Many in the education world talk about the power of expectations, expressing the belief that if adults in a school expect students to succeed, then students will rise to that expectation, and if adults expect failure – well, that, too, can be a self-fulfilling prophecy.
Now a new study suggests that race plays a big role in influencing how teachers see their students’ potential for academic success, raising questions about whether teachers’ biases could be holding back black students and contributing to the nation’s yawning achievement gap.
When a white (or other non-black) teacher and a black teacher evaluate the same black student, the study found, the white teacher is 30 percent less likely to believe that the student will graduate from a four-year college – and 40 percent less likely to believe the student will graduate from high school.
The discrepancy was even greater for black male students.
“What we find is that white teachers and black teachers systematically disagree about the exact same student,” Nicholas Papageorge, a Johns Hopkins economist and co-author of the study, said in a statement.
“If I’m a teacher and decide that a student isn’t any good, I may be communicating that to the student,” Papageorge said. “A teacher telling a student they’re not smart will weigh heavily on how that student feels about their future and perhaps the effort they put into doing well in school.”
The study is to be published in the Economics of Education Review.
The data came from the Education Longitudinal Study of 2002, which was conducted by the statistics and research arm of the U.S. Education Department. The study asked math and reading teachers of high school sophomores to predict how far each of their students would go in school.

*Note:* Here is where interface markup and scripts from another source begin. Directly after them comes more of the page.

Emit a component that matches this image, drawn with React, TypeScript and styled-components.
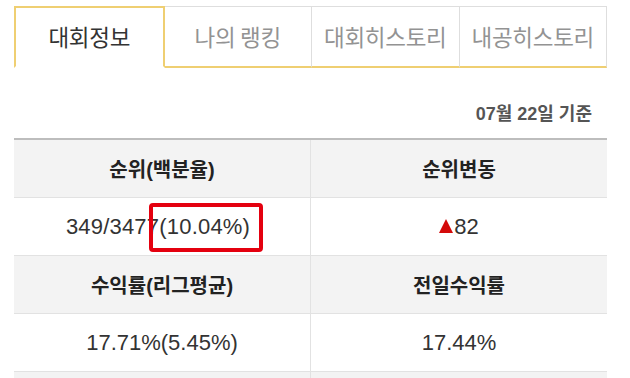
import React from 'react';
import styled, { createGlobalStyle } from 'styled-components';

const GlobalStyle = createGlobalStyle`
  html, body {
    margin: 0;
    padding: 0;
    background: #fff;
  }
  body {
    font-family: 'Liberation Sans', 'Noto Sans CJK KR', sans-serif;
    color: #333;
  }
`;

const YELLOW = '#efcf72';

const Page = styled.div`
  width: 593px;
  padding: 6px 23px 0 14px;
  overflow: hidden;
  height: 372px;
`;

const TabBar = styled.nav`
  display: flex;
  height: 62px;
`;

const Tab = styled.div<{ $active?: boolean }>`
  flex: 1;
  box-sizing: border-box;
  display: flex;
  align-items: center;
  justify-content: center;
  font-family: 'Noto Sans CJK KR', sans-serif;
  font-size: 22.5px;
  letter-spacing: -0.3px;
  cursor: pointer;
  color: ${({ $active }) => ($active ? '#333' : '#939393')};
  border-top: ${({ $active }) => ($active ? `2px solid ${YELLOW}` : '1px solid #dedede')};
  border-left: ${({ $active }) => ($active ? `2px solid ${YELLOW}` : 'none')};
  border-right: ${({ $active }) => ($active ? `2px solid ${YELLOW}` : '1px solid #dedede')};
  border-bottom: 2px solid ${({ $active }) => ($active ? '#fff' : YELLOW)};
  padding-bottom: 2px;
`;

const DateLine = styled.div`
  padding: 36px 15px 14px 0;
  line-height: 20px;
  text-align: right;
  font-size: 18px;
  font-weight: bold;
  color: #555;
`;

const Table = styled.div`
  display: grid;
  grid-template-columns: 297px 1fr;
  border-top: 2px solid #bdbdbd;
`;

const Cell = styled.div<{ $head?: boolean; $left?: boolean }>`
  position: relative;
  box-sizing: border-box;
  height: 58px;
  display: flex;
  align-items: center;
  justify-content: center;
  background: ${({ $head }) => ($head ? '#f3f3f3' : '#fff')};
  border-bottom: 1px solid #e2e2e2;
  border-right: ${({ $left }) => ($left ? '1px solid #e2e2e2' : 'none')};
  font-size: ${({ $head }) => ($head ? '20px' : '22px')};
  font-weight: ${({ $head }) => ($head ? 'bold' : 'normal')};
  color: ${({ $head }) => ($head ? '#222' : '#333')};
`;

const RankCell = styled(Cell)`
  padding-right: 8px;
  letter-spacing: 0.2px;
`;

const Highlight = styled.span`
  position: absolute;
  left: 135px;
  top: 5px;
  width: 114px;
  height: 49px;
  box-sizing: border-box;
  border: 4px solid #e4000f;
  border-radius: 4px;
`;

const Up = styled.svg`
  width: 14px;
  height: 14px;
  margin-right: 1px;
  margin-top: -1px;
`;

const tabs = ['대회정보', '나의 랭킹', '대회히스토리', '내공히스토리'];

export default function App() {
  return (
    <>
      <GlobalStyle />
      <Page>
        <TabBar>
          {tabs.map((t, i) => (
            <Tab key={t} $active={i === 0}>
              {t}
            </Tab>
          ))}
        </TabBar>
        <DateLine>07월 22일 기준</DateLine>
        <Table>
          <Cell $head $left>순위(백분율)</Cell>
          <Cell $head>순위변동</Cell>
          <RankCell $left>
            349/3477(10.04%)
            <Highlight />
          </RankCell>
          <Cell>
            <Up viewBox="0 0 14 14">
              <polygon points="7,0 14,14 0,14" fill="#d40a0a" />
            </Up>
            82
          </Cell>
          <Cell $head $left>수익률(리그평균)</Cell>
          <Cell $head>전일수익률</Cell>
          <Cell $left>17.71%(5.45%)</Cell>
          <Cell>17.44%</Cell>
          <Cell $head $left />
          <Cell $head />
        </Table>
      </Page>
    </>
  );
}
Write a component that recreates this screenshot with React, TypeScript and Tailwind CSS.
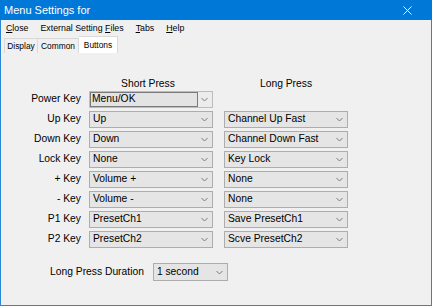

It adds to a growing body of evidence that race affects how teachers see and treat their students. Black students taught by white teachers are less likely to be identified for gifted programs than black students taught by black teachers, for example. Other research has shown biases in teachers’ grading of work by students of different genders, races and ethnicities.
Such research has bolstered calls from all corners of the education world – including the Education Department, teachers unions and Teach for America – to boost diversity among the nation’s teachers.